I thought about getting one of these pistols, but it seems there is a lack of aftermarket gear. Plus I'm a lefty.
Also, with my gut IWB is not a viable carry option, at this time.


----------



## Blkhawk73 (Sep 2, 2006)

These guns certainly don't deserve a mass produced fodder such as Galco. Look at the good stuff (Mitch Rosen, DelFatti) Costs a bit more but you didn't skimp on the gun why do so on the leather? I do believe these makers do have lefty leather as well.


----------



## Mike Barham (Mar 30, 2006)

Blkhawk73 said:


> These guns certainly don't deserve a mass produced fodder such as Galco. Look at the good stuff (Mitch Rosen, DelFatti) Costs a bit more but you didn't skimp on the gun why do so on the leather? I do believe these makers do have lefty leather as well.

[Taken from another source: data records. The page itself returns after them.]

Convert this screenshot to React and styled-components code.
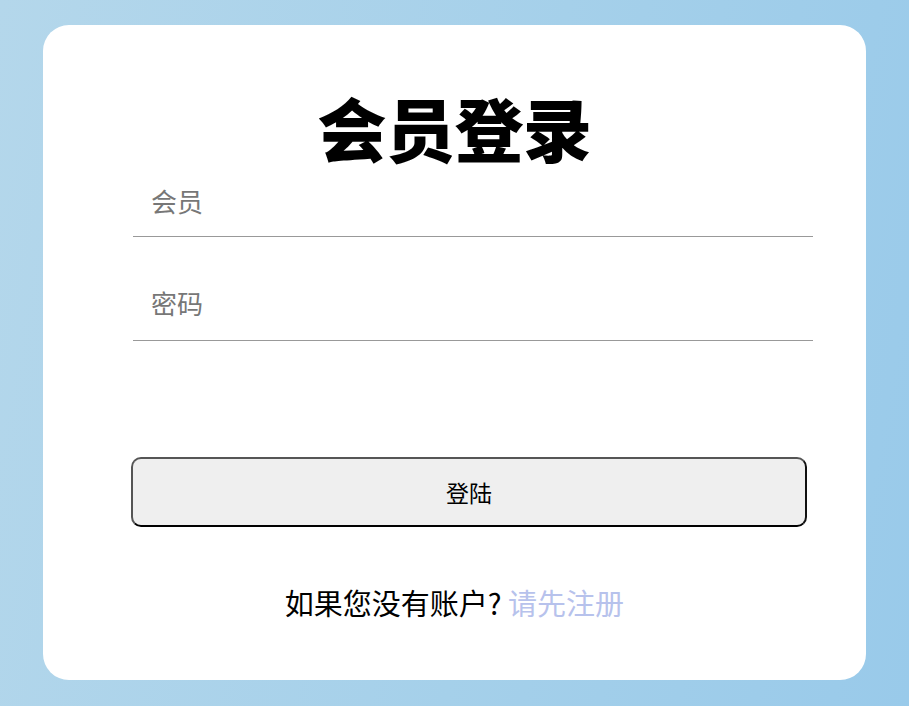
import React from "react";
import styled, { createGlobalStyle } from "styled-components";

const Global = createGlobalStyle`
  html, body { margin: 0; padding: 0; height: 100%; }
  body {
    font-family: "Noto Sans CJK SC", "Noto Sans", sans-serif;
    background: linear-gradient(100deg, #b4d7eb 0%, #a5d0ea 55%, #99caea 100%);
    min-height: 706px;
  }
  #root { padding-top: 25px; }
`;

const Card = styled.div`
  box-sizing: border-box;
  margin-left: 43px;
  width: 823px;
  height: 655px;
  background: #fff;
  border-radius: 26px;
  padding: 66px 0 0 0;
  display: flex;
  flex-direction: column;
`;

const Title = styled.h1`
  margin: 0;
  height: 80px;
  line-height: 73px;
  text-align: center;
  font-size: 69px;
  font-weight: 900;
  color: #000;
  letter-spacing: -0.5px;
`;

const Form = styled.form`
  display: flex;
  flex-direction: column;
  margin: 0;
  padding-left: 88px;
`;

const Field = styled.input`
  box-sizing: border-box;
  width: 680px;
  height: 66px;
  margin: ${(p) => p.$top || 0}px 0 0 2px;
  padding: 0 0 ${(p) => p.$lift || 6}px 18px;
  border: none;
  border-bottom: 1px solid #999;
  outline: none;
  font-family: "Noto Sans CJK SC", sans-serif;
  font-size: 26px;
  color: #222;
  background: transparent;
  &::placeholder { color: #777; }
`;

const Button = styled.button`
  box-sizing: border-box;
  width: 676px;
  height: 70px;
  margin-top: 116px;
  border: 2px solid;
  border-color: #555 #111 #000 #555;
  border-radius: 10px;
  background: #efefef;
  font-family: "Noto Sans CJK SC", sans-serif;
  font-size: 23px;
  color: #000;
  cursor: pointer;
`;

const Footer = styled.p`
  margin: 57px 0 0;
  line-height: 36px;
  text-align: center;
  font-size: 29px;
  color: #000;
`;

const Link = styled.a`
  color: #b7c2ec;
  text-decoration: none;
`;

export default function App() {
  return (
    <>
      <Global />
      <Card>
        <Title>会员登录</Title>
        <Form onSubmit={(e) => e.preventDefault()}>
          <Field type="text" placeholder="会员" />
          <Field type="password" placeholder="密码" $top={38} $lift={10} />
          <Button type="submit">登陆</Button>
        </Form>
        <Footer>
          如果您没有账户? <Link href="#">请先注册</Link>
        </Footer>
      </Card>
    </>
  );
}
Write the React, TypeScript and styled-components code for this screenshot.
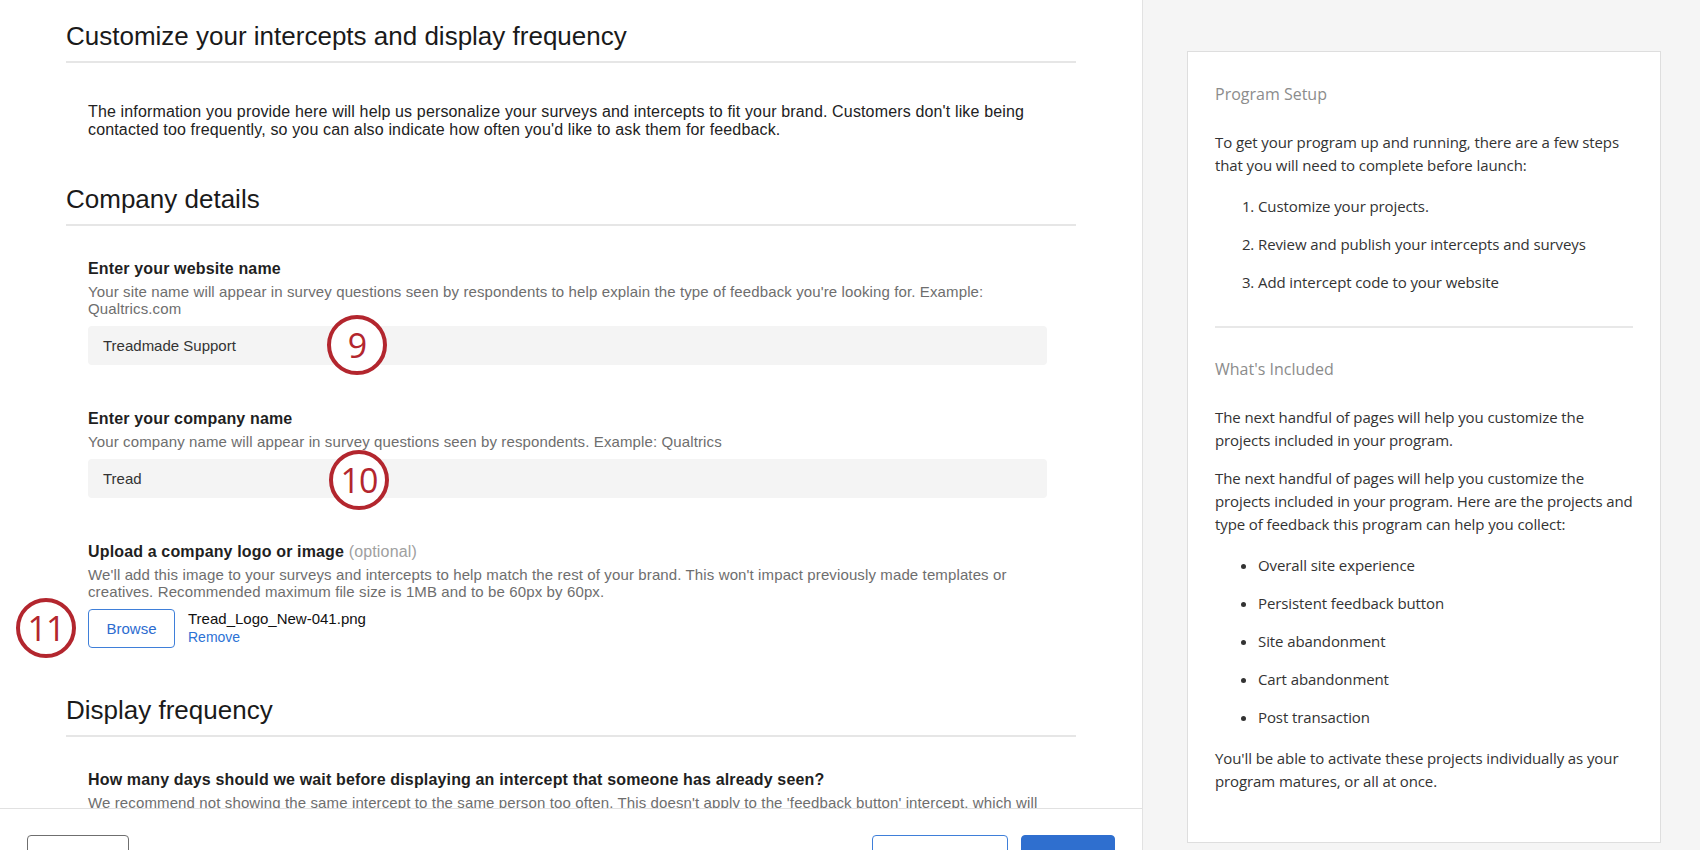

Those makers do make fine holsters, but I would put Galco's higher-end holsters against them any day. I don't mean the COP series, I mean the semi-custom stuff like the Royal Deluxe.

I work for Galco, though, so you can see my bias!


----------



## JimmySays (Jun 8, 2007)

I have my share of Galco in the safe. Quality product. It's just some models are nonexistent for a lefty.


----------



## Mike Barham (Mar 30, 2006)

JimmySays said:


> I have my share of Galco in the safe. Quality product. It's just some models are nonexistent for a lefty.

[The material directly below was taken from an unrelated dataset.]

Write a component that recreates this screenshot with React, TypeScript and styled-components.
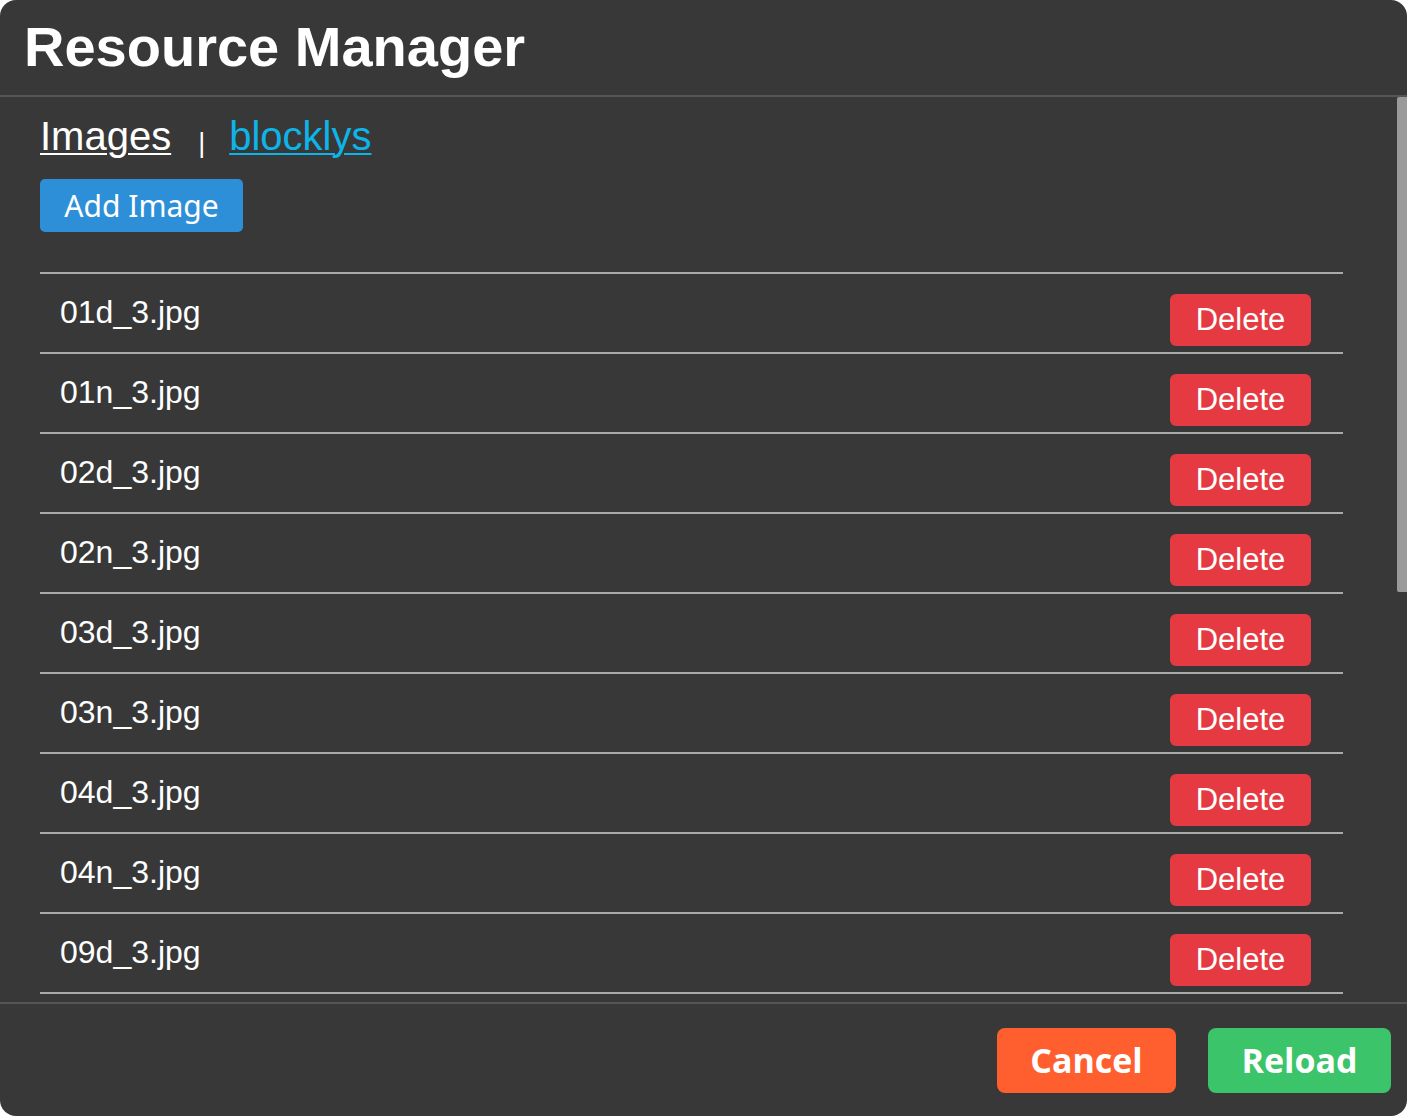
import styled, { createGlobalStyle } from "styled-components";

const files = [
  "01d_3.jpg",
  "01n_3.jpg",
  "02d_3.jpg",
  "02n_3.jpg",
  "03d_3.jpg",
  "03n_3.jpg",
  "04d_3.jpg",
  "04n_3.jpg",
  "09d_3.jpg",
  "09n_3.jpg",
  "10d_3.jpg",
  "10n_3.jpg",
  "11d_3.jpg",
  "11n_3.jpg",
  "13d_3.jpg",
  "13n_3.jpg",
  "50d_3.jpg",
  "50n_3.jpg",
];

export default function App() {
  return (
    <>
      <GlobalStyle />
      <Dialog>
        <Header>
          <Title>Resource Manager</Title>
        </Header>
        <Body>
          <ScrollArea>
            <Tabs>
              <TabLink $active>Images</TabLink>
              <Separator>|</Separator>
              <TabLink>blocklys</TabLink>
            </Tabs>
            <AddButton>Add Image</AddButton>
            <FileList>
              {files.map((name) => (
                <FileRow key={name}>
                  <FileName>{name}</FileName>
                  <DeleteButton>Delete</DeleteButton>
                </FileRow>
              ))}
            </FileList>
          </ScrollArea>
          <ScrollTrack>
            <ScrollThumb />
          </ScrollTrack>
        </Body>
        <Footer>
          <FooterButton color="#ff5f2f" $width={179}>
            Cancel
          </FooterButton>
          <FooterButton color="#3cc46b" $width={183}>
            Reload
          </FooterButton>
        </Footer>
      </Dialog>
    </>
  );
}

const GlobalStyle = createGlobalStyle`
  html, body {
    margin: 0;
    padding: 0;
    background: #ffffff;
  }
  * {
    box-sizing: border-box;
  }
`;

const Dialog = styled.div`
  display: flex;
  flex-direction: column;
  width: 100vw;
  height: 100vh;
  background: #383838;
  border-radius: 16px;
  overflow: hidden;
  color: #ffffff;
  font-family: "Liberation Sans", Arial, sans-serif;
`;

const Header = styled.div`
  flex: none;
  height: 97px;
  padding: 0 24px;
  display: flex;
  align-items: center;
  border-bottom: 2px solid #555555;
`;

const Title = styled.h1`
  margin: 0 0 2px 0;
  font-size: 56px;
  font-weight: 700;
  line-height: 1;
`;

const Body = styled.div`
  flex: 1;
  min-height: 0;
  display: flex;
`;

const ScrollArea = styled.div`
  flex: 1;
  min-width: 0;
  overflow: hidden;
  padding: 17px 54px 0 40px;
`;

const ScrollTrack = styled.div`
  flex: none;
  width: 10px;
`;

const ScrollThumb = styled.div`
  height: 495px;
  background: #9a9a9a;
  border-radius: 2px 0 0 2px;
`;

const Tabs = styled.div`
  display: flex;
  align-items: baseline;
`;

const TabLink = styled.a<{ $active?: boolean }>`
  font-size: 40px;
  color: ${(p) => (p.$active ? "#ffffff" : "#0db4e8")};
  text-decoration: underline;
  text-underline-offset: 3px;
  text-decoration-thickness: 2px;
  cursor: pointer;
`;

const Separator = styled.span`
  align-self: flex-start;
  padding-top: 14px;
  font-size: 27px;
  margin: 0 24px 0 27px;
  color: #ffffff;
`;

const AddButton = styled.button`
  display: block;
  margin: 20px 0 40px 0;
  height: 53px;
  width: 203px;
  padding: 0;
  border: none;
  border-radius: 5px;
  background: #2e8fd9;
  color: #ffffff;
  font-family: "Noto Sans", "Open Sans", sans-serif;
  font-size: 30px;
  cursor: pointer;
`;

const FileList = styled.div`
  border-top: 2px solid #aaaaaa;
`;

const FileRow = styled.div`
  display: flex;
  justify-content: space-between;
  align-items: flex-start;
  height: 80px;
  padding: 20px 32px 0 20px;
  border-bottom: 2px solid #aaaaaa;
`;

const FileName = styled.span`
  font-size: 32px;
  color: #ffffff;
`;

const DeleteButton = styled.button`
  height: 52px;
  width: 141px;
  padding: 0;
  border: none;
  border-radius: 6px;
  background: #e63a42;
  color: #ffffff;
  font-family: "Liberation Sans", Arial, sans-serif;
  font-size: 31px;
  cursor: pointer;
`;

const Footer = styled.div`
  flex: none;
  height: 114px;
  display: flex;
  justify-content: flex-end;
  align-items: center;
  gap: 32px;
  padding: 0 16px 0 0;
  border-top: 2px solid #555555;
`;

const FooterButton = styled.button<{ $width: number }>`
  height: 65px;
  width: ${(p) => p.$width}px;
  padding: 0;
  border: none;
  border-radius: 8px;
  background: ${(p) => p.color};
  color: #ffffff;
  font-family: "Open Sans", "Noto Sans", sans-serif;
  font-weight: 700;
  font-size: 34px;
  cursor: pointer;
`;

That is true. You can have some of the "righty only" models made as lefty through the custom shop, however. Or at least...you could back before I deployed.


----------



## Old Padawan (Mar 16, 2007)

:smt082what !?!? Did you get bit by a camel spider or something?


----------



## Mike Barham (Mar 30, 2006)

Old Padawan said:


> :smt082what !?!? Did you get bit by a camel spider or something?


The Jackal has done it a few times. You have to beg properly, offer him a first born child, etc. Unless it's for a country singer, then he falls all over himself to offer to do it. :mrgreen:


----------



## JimmySays (Jun 8, 2007)

Mike Barham said:


> That is true. You can have some of the "righty only" models made as lefty through the custom shop, however. Or at least...you could back before I deployed.


 Thanks for the info Mike. I don't have a problem paying extra for quality or waiting for the custom build. I don't want to invest 700-900 for a pistol and get a $20 universal/ambi nylon holster at WalMart and a box of Wolf 9mm.


----------



## Mike Barham (Mar 30, 2006)

JimmySays said:


> I don't have a problem paying extra for quality or waiting for the custom build. I don't want to invest 700-900 for a pistol and get a $20 universal/ambi nylon holster at WalMart and a box of Wolf 9mm.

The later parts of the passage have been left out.